Now, if I've any big issue with Joker, it's in how it adheres to the whole supervillain thing.  Namely, at the climax, as Arthur's story is reaching its climax, we cut over to one of the rioters chasing a rich couple out of a movie theater, and gunning down Bruce Wayne's parents.  The camera stays with the little boy for a little too long for my tastes.  If it were incidental, a sharp punctuation note in the midst of all the chaos he's needlessly inspired, I might be good with it.  As stands, this feels like a far worse attempt to tie Batman and the Joker's origins to one another than the Tim Burton Batman film.  At least there, the connection was more casual, a nice third act twist to make the stakes more personal in the way a thousand other action films have.  Here, we've a film whose writing and star performance work their asses off to show how this is all the result of a man disintegrating and taking every little thing as an opportunity to scream at the world about how unfair it all is and work his damage out on everyone who crosses his path, and how none of it is right or justified regardless of how he feels... and then throws a little "And this was all the start of a great franchise rivalry!" note in right as it ends.  It's far, FAR too close to making his actions seem righteous and exciting rather than hellish and terminal.  A story like this, this sort of sympathetic but still firm and moral look at the Joker, should not end with Batman's creation.

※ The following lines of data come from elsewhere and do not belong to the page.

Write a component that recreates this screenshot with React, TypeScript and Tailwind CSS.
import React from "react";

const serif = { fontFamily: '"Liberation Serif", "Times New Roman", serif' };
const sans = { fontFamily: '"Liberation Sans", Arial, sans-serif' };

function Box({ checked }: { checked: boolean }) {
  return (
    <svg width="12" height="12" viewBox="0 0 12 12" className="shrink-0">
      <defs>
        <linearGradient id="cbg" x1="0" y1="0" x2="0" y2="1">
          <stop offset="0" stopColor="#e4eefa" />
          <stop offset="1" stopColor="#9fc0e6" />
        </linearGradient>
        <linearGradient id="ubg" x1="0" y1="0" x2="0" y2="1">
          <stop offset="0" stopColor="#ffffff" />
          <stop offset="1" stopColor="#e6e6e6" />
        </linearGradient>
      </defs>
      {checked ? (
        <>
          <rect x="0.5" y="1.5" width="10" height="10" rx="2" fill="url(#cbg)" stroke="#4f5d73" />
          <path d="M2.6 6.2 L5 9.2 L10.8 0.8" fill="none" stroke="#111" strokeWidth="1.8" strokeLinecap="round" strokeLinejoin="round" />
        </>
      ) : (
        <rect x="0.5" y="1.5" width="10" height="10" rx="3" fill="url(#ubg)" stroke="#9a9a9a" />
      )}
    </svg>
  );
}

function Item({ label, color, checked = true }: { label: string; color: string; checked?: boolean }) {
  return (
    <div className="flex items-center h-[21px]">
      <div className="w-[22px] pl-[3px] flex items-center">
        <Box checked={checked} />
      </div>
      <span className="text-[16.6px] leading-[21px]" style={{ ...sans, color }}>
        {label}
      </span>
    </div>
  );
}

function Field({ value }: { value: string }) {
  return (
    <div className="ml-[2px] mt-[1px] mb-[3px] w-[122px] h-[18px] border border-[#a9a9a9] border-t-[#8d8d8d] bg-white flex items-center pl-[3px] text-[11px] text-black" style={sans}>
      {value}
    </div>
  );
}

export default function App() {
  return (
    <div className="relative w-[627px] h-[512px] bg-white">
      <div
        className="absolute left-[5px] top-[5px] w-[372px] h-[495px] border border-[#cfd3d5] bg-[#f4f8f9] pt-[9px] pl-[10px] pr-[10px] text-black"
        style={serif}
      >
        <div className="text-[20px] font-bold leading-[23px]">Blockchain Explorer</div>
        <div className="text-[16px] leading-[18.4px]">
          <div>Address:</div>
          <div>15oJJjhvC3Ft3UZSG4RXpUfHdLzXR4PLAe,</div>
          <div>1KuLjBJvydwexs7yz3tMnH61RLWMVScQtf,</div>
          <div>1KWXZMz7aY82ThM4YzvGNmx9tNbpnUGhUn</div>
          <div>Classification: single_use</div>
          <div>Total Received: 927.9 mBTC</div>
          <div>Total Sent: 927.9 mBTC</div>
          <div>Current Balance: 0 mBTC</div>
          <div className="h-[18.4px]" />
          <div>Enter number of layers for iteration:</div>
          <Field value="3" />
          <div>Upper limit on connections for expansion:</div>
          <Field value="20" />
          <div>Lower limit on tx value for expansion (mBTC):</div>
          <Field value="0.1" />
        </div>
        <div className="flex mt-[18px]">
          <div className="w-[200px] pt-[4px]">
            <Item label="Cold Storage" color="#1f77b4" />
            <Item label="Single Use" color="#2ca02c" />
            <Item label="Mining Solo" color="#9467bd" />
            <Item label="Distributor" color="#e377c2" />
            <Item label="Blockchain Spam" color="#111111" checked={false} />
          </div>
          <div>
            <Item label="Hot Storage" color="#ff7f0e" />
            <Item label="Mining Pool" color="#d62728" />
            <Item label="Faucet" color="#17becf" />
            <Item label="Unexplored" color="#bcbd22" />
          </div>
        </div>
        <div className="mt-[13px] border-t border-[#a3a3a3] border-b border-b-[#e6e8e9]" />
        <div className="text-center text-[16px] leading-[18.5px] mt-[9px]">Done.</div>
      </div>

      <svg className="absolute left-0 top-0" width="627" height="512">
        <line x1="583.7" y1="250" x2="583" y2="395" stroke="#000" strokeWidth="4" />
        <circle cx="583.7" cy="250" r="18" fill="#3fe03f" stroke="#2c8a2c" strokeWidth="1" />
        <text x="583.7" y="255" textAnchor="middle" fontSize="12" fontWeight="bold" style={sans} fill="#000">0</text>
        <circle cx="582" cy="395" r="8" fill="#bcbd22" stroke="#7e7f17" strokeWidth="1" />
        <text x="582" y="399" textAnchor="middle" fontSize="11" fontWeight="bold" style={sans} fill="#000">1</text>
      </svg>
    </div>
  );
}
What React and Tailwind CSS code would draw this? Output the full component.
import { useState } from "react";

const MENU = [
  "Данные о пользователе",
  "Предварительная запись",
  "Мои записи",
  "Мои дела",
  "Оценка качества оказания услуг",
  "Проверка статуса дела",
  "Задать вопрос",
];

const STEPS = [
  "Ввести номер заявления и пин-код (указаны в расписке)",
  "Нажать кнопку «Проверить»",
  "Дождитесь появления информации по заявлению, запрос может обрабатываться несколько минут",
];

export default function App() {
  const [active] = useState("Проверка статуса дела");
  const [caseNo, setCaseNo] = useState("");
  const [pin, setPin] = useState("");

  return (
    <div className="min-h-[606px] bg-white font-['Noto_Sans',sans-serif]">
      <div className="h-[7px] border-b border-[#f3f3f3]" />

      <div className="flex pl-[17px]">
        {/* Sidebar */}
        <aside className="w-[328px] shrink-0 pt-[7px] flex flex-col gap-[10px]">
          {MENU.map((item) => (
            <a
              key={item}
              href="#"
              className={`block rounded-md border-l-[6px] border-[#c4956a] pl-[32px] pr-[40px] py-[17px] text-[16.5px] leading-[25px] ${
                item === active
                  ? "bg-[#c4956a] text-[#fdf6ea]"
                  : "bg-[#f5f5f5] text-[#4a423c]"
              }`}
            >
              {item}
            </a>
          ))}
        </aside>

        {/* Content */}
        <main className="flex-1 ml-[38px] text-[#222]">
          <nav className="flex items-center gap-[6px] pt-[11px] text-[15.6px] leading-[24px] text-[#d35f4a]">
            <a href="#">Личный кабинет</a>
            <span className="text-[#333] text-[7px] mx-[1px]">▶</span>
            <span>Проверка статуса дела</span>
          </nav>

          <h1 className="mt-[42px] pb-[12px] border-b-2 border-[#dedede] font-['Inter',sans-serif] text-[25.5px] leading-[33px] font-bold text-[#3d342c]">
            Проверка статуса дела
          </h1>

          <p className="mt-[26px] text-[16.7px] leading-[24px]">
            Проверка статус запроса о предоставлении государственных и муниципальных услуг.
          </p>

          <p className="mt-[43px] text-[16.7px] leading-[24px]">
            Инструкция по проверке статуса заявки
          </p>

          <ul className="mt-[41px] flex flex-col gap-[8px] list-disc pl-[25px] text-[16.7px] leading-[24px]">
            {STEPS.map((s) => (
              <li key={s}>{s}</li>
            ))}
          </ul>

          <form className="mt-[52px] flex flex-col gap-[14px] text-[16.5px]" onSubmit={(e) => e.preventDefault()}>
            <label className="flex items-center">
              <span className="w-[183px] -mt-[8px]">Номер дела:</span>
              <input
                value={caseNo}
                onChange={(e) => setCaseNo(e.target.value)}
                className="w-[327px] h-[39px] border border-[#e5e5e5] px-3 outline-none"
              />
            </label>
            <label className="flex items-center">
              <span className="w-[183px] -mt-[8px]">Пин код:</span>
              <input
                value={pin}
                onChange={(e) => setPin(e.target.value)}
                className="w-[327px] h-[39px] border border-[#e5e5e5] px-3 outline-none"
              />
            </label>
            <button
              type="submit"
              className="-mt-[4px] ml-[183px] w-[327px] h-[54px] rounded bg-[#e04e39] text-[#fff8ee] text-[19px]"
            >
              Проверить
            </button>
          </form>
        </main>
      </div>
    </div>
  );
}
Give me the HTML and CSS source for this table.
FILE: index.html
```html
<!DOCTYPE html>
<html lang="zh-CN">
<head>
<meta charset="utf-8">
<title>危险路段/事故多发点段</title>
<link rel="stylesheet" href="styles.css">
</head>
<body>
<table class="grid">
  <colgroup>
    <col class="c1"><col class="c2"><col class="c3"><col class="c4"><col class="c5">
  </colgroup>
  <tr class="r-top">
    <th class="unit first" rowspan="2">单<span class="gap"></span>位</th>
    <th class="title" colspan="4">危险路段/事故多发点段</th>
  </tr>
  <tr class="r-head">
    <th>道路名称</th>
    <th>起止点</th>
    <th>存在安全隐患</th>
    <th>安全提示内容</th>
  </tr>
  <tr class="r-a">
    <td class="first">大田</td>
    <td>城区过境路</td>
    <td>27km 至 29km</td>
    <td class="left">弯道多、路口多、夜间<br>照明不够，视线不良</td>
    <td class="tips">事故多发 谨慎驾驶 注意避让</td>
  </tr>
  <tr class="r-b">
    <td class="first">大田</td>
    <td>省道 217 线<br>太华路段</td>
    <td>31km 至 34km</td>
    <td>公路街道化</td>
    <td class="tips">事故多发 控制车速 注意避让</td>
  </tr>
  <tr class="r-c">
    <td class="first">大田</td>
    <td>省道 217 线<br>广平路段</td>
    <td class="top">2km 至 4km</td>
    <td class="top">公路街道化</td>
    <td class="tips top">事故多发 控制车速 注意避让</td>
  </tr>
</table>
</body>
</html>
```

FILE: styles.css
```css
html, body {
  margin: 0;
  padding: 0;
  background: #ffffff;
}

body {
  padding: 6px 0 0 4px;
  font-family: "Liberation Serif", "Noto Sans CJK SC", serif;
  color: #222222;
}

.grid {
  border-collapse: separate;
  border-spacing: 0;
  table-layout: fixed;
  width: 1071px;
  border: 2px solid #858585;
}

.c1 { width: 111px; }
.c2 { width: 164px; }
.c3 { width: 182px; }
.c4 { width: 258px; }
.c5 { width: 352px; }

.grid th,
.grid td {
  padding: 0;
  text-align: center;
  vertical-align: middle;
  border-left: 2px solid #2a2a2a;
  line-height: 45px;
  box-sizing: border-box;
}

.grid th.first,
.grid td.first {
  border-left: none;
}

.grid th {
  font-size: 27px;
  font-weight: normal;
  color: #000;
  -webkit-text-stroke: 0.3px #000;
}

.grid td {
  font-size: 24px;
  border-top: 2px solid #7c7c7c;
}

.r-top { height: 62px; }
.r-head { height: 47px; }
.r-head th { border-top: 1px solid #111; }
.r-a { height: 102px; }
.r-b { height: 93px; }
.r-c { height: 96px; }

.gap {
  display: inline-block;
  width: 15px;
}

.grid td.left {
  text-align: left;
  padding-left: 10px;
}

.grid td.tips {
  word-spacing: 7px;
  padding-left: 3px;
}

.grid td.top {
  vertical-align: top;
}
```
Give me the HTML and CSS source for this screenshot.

I should dive out, back into healthier waters.  This has been a lot more soul-baring exercise than proper review, even though a lot with regards to the film's editing, sound design, other performances, and general visual feel deserve praise.  Just for a quick little example, it's smart in the way it brings in the Taxi Driver and King of Comedy homages, as they mostly play into Arthur's runaway, self-destructive myth making, and function as means of showing how he's taking the wrong path more than making him look cool in a shallow way.  But I've gotten dark here, and possibly implied some things about myself in finding a mirror in this movie that I really don't intend.  I just want to say, in spite of how much of my worst thoughts I find in this movie, how much I feel the fear of giving up and doing whatever and taking even the most horrific things as a means of feeling great, I am OK.  I wouldn't appreciate Joker quite so much if I wasn't OK.  In much the same way Psycho is a scary but enjoyable way of watching a mentally ill person wrench the movie's narrative away from its original track and refuse to let it go with each plunge of the knife, Joker is a terrifying look at all my intrusive thoughts and imagined scenarios.  It's a good way to see that all actualized with a palpably horrified reaction to what it all means if brought to a conclusion, and then lean back, self-reflect, and say "Let's not go there.  Let's be healthy."  Hopefully it stays this way, and we don't see it all blown to bits by Phoenix coming back to fight Batman as a more standard take on the character.

(Last note: Todd Phillips has been talking a lot of nonsense in interviews of late, all this stuff about how comedy is dead because the leftists and SJWs are out to cancel all comedians, and how he's trying to smuggle a REAL movie into the world of comic book fluff.  I very much disagree with his perspectives, and will be quite disappointed if further thinking on this film turns up that ideology in his construction.  It still works quite well for me, though, and I can't find reason to condemn his comments in the same way I condemn other directors for endangering/abusing cast and crew, so y'know... fuck what he thinks.  Movie's still good.)